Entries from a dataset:
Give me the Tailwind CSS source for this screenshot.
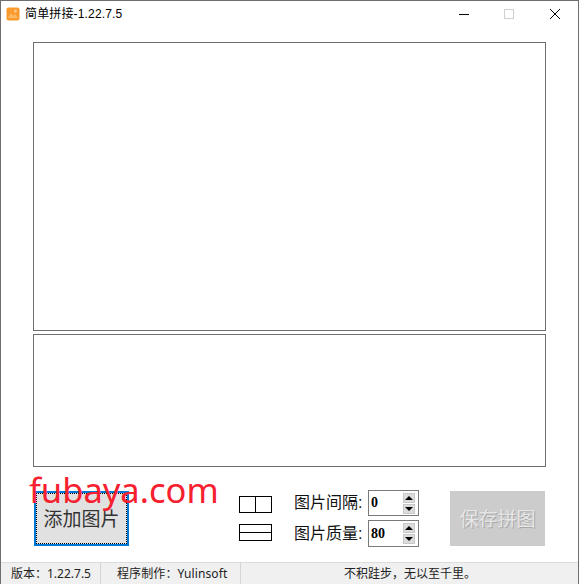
<!DOCTYPE html>
<html lang="zh-CN">
<head>
    <meta charset="UTF-8">
    <title>简单拼接</title>
    <script src="https://cdn.jsdelivr.net/npm/@tailwindcss/browser@4"></script>
</head>
<body class="m-0">
    <div class="relative w-[579px] h-[584px] bg-white flex flex-col border border-[#6e6e6e] border-b-0 overflow-hidden font-['Liberation_Sans','Noto_Sans_CJK_SC',sans-serif] text-black">
        <!-- Title bar -->
        <div class="h-[26px] shrink-0 flex items-center">
            <svg class="ml-[5px] w-[14px] h-[14px]" viewBox="0 0 14 14">
                <rect x="0.5" y="0.5" width="13" height="13" rx="2" fill="#fb9a2c"/>
                <path d="M2 11l3-5 2 3 2-2 3 4z" fill="#fdb968"/>
                <circle cx="9.5" cy="4" r="1.5" fill="#fdc98a"/>
            </svg>
            <span class="ml-[5px] text-[12px] leading-none tracking-[0.15px]">简单拼接-1.22.7.5</span>
            <div class="ml-auto flex items-center">
                <svg class="w-[12px] h-[12px]" viewBox="0 0 12 12"><path d="M1 6.5h10" stroke="#000" stroke-width="1"/></svg>
                <svg class="ml-[33px] w-[12px] h-[12px]" viewBox="0 0 12 12"><rect x="1.5" y="1.5" width="9" height="9" fill="none" stroke="#cfcfcf"/></svg>
                <svg class="ml-[34px] mr-[17px] w-[12px] h-[12px]" viewBox="0 0 12 12"><path d="M1 1l10 10M11 1L1 11" stroke="#000" stroke-width="1"/></svg>
            </div>
        </div>

        <!-- Preview panels -->
        <div class="flex-1 flex flex-col pl-[32px] pr-[32px] pt-[15px]">
            <div class="h-[289px] border border-[#6e6e6e]"></div>
            <div class="h-[133px] mt-[3px] border border-[#6e6e6e]"></div>

            <!-- Controls -->
            <div class="flex items-start mt-[23px]">
                <button class="ml-px mt-px w-[95px] h-[55px] pt-[3px] bg-[#e1e1e1] border-2 border-[#0078d7] outline-1 outline-dotted outline-black -outline-offset-3 text-[19px] text-[#333] flex items-center justify-center">添加图片</button>

                <div class="ml-[110px] mt-[6px] flex flex-col gap-[11px]">
                    <div class="w-[33px] h-[17px] border border-black flex justify-center">
                        <div class="w-px h-full bg-black"></div>
                    </div>
                    <div class="w-[33px] h-[17px] border border-black flex flex-col justify-center">
                        <div class="h-px w-full bg-black"></div>
                    </div>
                </div>

                <div class="ml-[22px] flex flex-col gap-[4px]">
                    <div class="flex items-center h-[26px]">
                        <span class="w-[74px] text-[16px] text-[#111] whitespace-nowrap">图片间隔:</span>
                        <div class="w-[51px] h-[26px] border border-[#7a7a7a] flex items-center justify-between pl-[2px] pr-[3px]">
                            <span class="font-['Liberation_Serif',serif] font-bold text-[14px] leading-none">0</span>
                            <div class="flex flex-col gap-px">
                                <div class="w-[12px] h-[10px] bg-[#dcdcdc] border border-[#c8c8c8] flex items-center justify-center"><div class="w-0 h-0 border-x-[4px] border-x-transparent border-b-[4px] border-b-black"></div></div>
                                <div class="w-[12px] h-[10px] bg-[#dcdcdc] border border-[#c8c8c8] flex items-center justify-center"><div class="w-0 h-0 border-x-[4px] border-x-transparent border-t-[4px] border-t-black"></div></div>
                            </div>
                        </div>
                    </div>
                    <div class="flex items-center h-[27px]">
                        <span class="w-[74px] text-[16px] text-[#111] whitespace-nowrap">图片质量:</span>
                        <div class="w-[51px] h-[27px] border border-[#7a7a7a] flex items-center justify-between pl-[2px] pr-[3px]">
                            <span class="font-['Liberation_Serif',serif] font-bold text-[14px] leading-none">80</span>
                            <div class="flex flex-col gap-px">
                                <div class="w-[12px] h-[10px] bg-[#dcdcdc] border border-[#c8c8c8] flex items-center justify-center"><div class="w-0 h-0 border-x-[4px] border-x-transparent border-b-[4px] border-b-black"></div></div>
                                <div class="w-[12px] h-[10px] bg-[#dcdcdc] border border-[#c8c8c8] flex items-center justify-center"><div class="w-0 h-0 border-x-[4px] border-x-transparent border-t-[4px] border-t-black"></div></div>
                            </div>
                        </div>
                    </div>
                </div>

                <button class="ml-[31px] mt-[1px] w-[95px] h-[55px] pt-[3px] bg-[#cccccc] text-[19px] text-[#e6e6e6] [text-shadow:1px_1px_0_#a8a8a8] flex items-center justify-center">保存拼图</button>
            </div>
        </div>

        <!-- Status bar -->
        <div class="h-[22px] shrink-0 bg-[#f0f0f0] border-t border-[#dcdcdc] flex items-center text-[12px] text-[#222] leading-none font-['Noto_Sans','Noto_Sans_CJK_SC',sans-serif]">
            <div class="w-[100px] h-full pl-[10px] flex items-center border-r border-[#d4d4d4] whitespace-nowrap">版本&#xFF1A;1.22.7.5</div>
            <div class="w-[140px] h-full pl-[16px] flex items-center border-r border-[#d4d4d4] whitespace-nowrap tracking-[0.1px]">程序制作&#xFF1A;Yulinsoft</div>
            <div class="flex-1 pl-[103px] whitespace-nowrap">不积跬步&#xFF0C;无以至千里。</div>
        </div>

        <!-- Watermark -->
        <div class="absolute left-[28px] top-[471px] text-[#f6202e] text-[34.5px] leading-[36px] font-['Noto_Sans',sans-serif] pointer-events-none">fubaya.com</div>
    </div>
</body>
</html>
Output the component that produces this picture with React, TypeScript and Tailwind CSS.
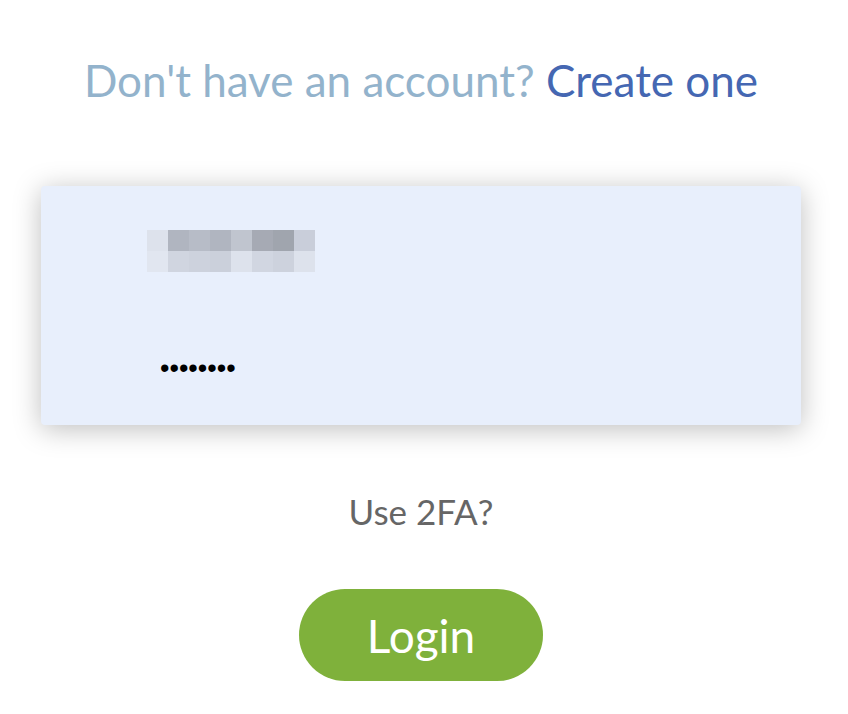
import React from "react";

const pixels = [
  ["#dde2ec", "#b0b5c0", "#b7bcc7", "#b0b5c0", "#c0c5cf", "#a6aab4", "#a0a5ae", "#c9ceda"],
  ["#e1e6f0", "#d0d5e0", "#cdd2dd", "#cbd0db", "#dde2ec", "#d1d6e1", "#cdd2dd", "#dde2ec"],
];

export default function App() {
  return (
    <div className="min-h-[714px] w-[842px] bg-white font-['Lato','Noto_Sans',sans-serif]">
      <div className="flex flex-col items-center pt-[52px]">
        {/* Sign up prompt */}
        <p className="text-[44px] leading-[56px] text-[#93b3cc]">
          Don't have an account? <a className="text-[#4567b2]">Create one</a>
        </p>

        {/* Credentials card */}
        <div className="mt-[78px] flex h-[239px] w-[760px] flex-col rounded-[4px] bg-[#e8effc] pl-[106px] pt-[44px] shadow-[0_4px_28px_rgba(0,0,0,0.26)]">
          {/* Username (blurred) */}
          <div className="flex flex-col">
            {pixels.map((row, i) => (
              <div key={i} className="flex">
                {row.map((c, j) => (
                  <div key={j} className="h-[21px] w-[21px]" style={{ backgroundColor: c }} />
                ))}
              </div>
            ))}
          </div>

          {/* Password */}
          <div className="mt-[84px] pl-[13px] font-['Liberation_Sans',sans-serif] text-[27px] leading-[24px] text-black">
            ••••••••
          </div>
        </div>

        <p className="mt-[66px] text-[35px] leading-[40px] text-[#666666]">Use 2FA?</p>

        <button className="mt-[58px] flex h-[92px] w-[244px] items-center justify-center rounded-full bg-[#7fb13b] text-[46px] text-white">
          Login
        </button>
      </div>
    </div>
  );
}
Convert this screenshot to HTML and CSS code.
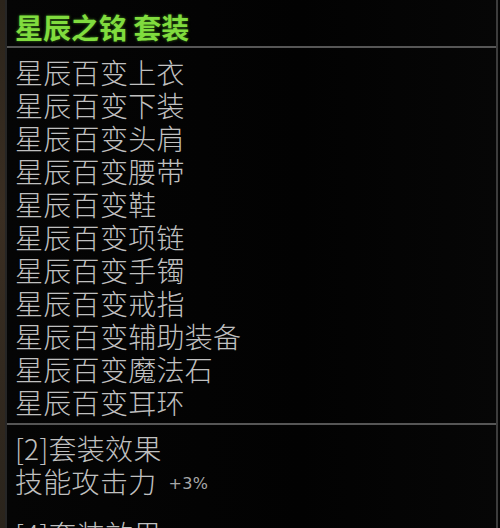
FILE: index.html
```html
<!DOCTYPE html>
<html lang="zh">
<head>
<meta charset="utf-8">
<link rel="stylesheet" href="styles.css">
</head>
<body>
<div class="frame">
  <div class="edge"></div>
  <div class="panel">
    <div class="title">星辰之铭 套装</div>
    <div class="sep"></div>
    <ul class="items">
      <li>星辰百变上衣</li>
      <li>星辰百变下装</li>
      <li>星辰百变头肩</li>
      <li>星辰百变腰带</li>
      <li>星辰百变鞋</li>
      <li>星辰百变项链</li>
      <li>星辰百变手镯</li>
      <li>星辰百变戒指</li>
      <li>星辰百变辅助装备</li>
      <li>星辰百变魔法石</li>
      <li>星辰百变耳环</li>
    </ul>
    <div class="sep"></div>
    <div class="effect">
      <div class="line">[2]套装效果</div>
      <div class="line">技能攻击力<span class="val">+3%</span></div>
    </div>
    <div class="effect next">
      <div class="line">[4]套装效果</div>
    </div>
  </div>
  <div class="rim"></div>
</div>
</body>
</html>
```
FILE: styles.css
```css
html, body {
  margin: 0;
  padding: 0;
  background: #000;
  height: 100%;
  overflow: hidden;
}
.frame {
  display: flex;
  width: 500px;
  height: 528px;
  background: #030303;
}
.edge {
  width: 5px;
  flex: none;
  background: linear-gradient(180deg, #2b241b, #3a2e22 40%, #2a241c);
  border-right: 2px solid #262626;
}
.panel {
  flex: 1;
  display: flex;
  flex-direction: column;
  min-width: 0;
  background: linear-gradient(90deg, #050505, #020202 60%, #060606);
  font-family: "Noto Sans CJK SC", "Noto Sans", sans-serif;
  color: #c0c0c0;
  overflow: hidden;
}
.rim {
  width: 2px;
  flex: none;
  background: #3c3c3c;
  border-right: 2px solid #050505;
}
.title {
  padding: 10px 0 2px 8px;
  font-size: 28px;
  line-height: 34px;
  font-weight: 700;
  color: #80dc3e;
  text-shadow: 0 0 3px rgba(90, 200, 40, 0.6);
  white-space: nowrap;
}
.sep {
  height: 2px;
  background: #565656;
  flex: none;
}
.items {
  list-style: none;
  margin: 0;
  padding: 8px 0 4px 8px;
}
.items li, .effect .line {
  font-size: 28px;
  line-height: 33px;
  height: 33px;
  font-weight: 300;
  white-space: nowrap;
  letter-spacing: 0.3px;
}
.effect {
  padding: 7px 0 0 8px;
}
.effect.next {
  padding-top: 20px;
}
.val {
  font-family: "DejaVu Sans", sans-serif;
  font-size: 16px;
  font-weight: 400;
  color: #a8a8a8;
  margin-left: 12px;
  vertical-align: 4px;
}
```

TASK OBJECTIVE: List each line of the records that holds the string "React".

ANSWER IN FULL:
Output the component that produces this picture with React, TypeScript and Tailwind CSS.
import React from "react";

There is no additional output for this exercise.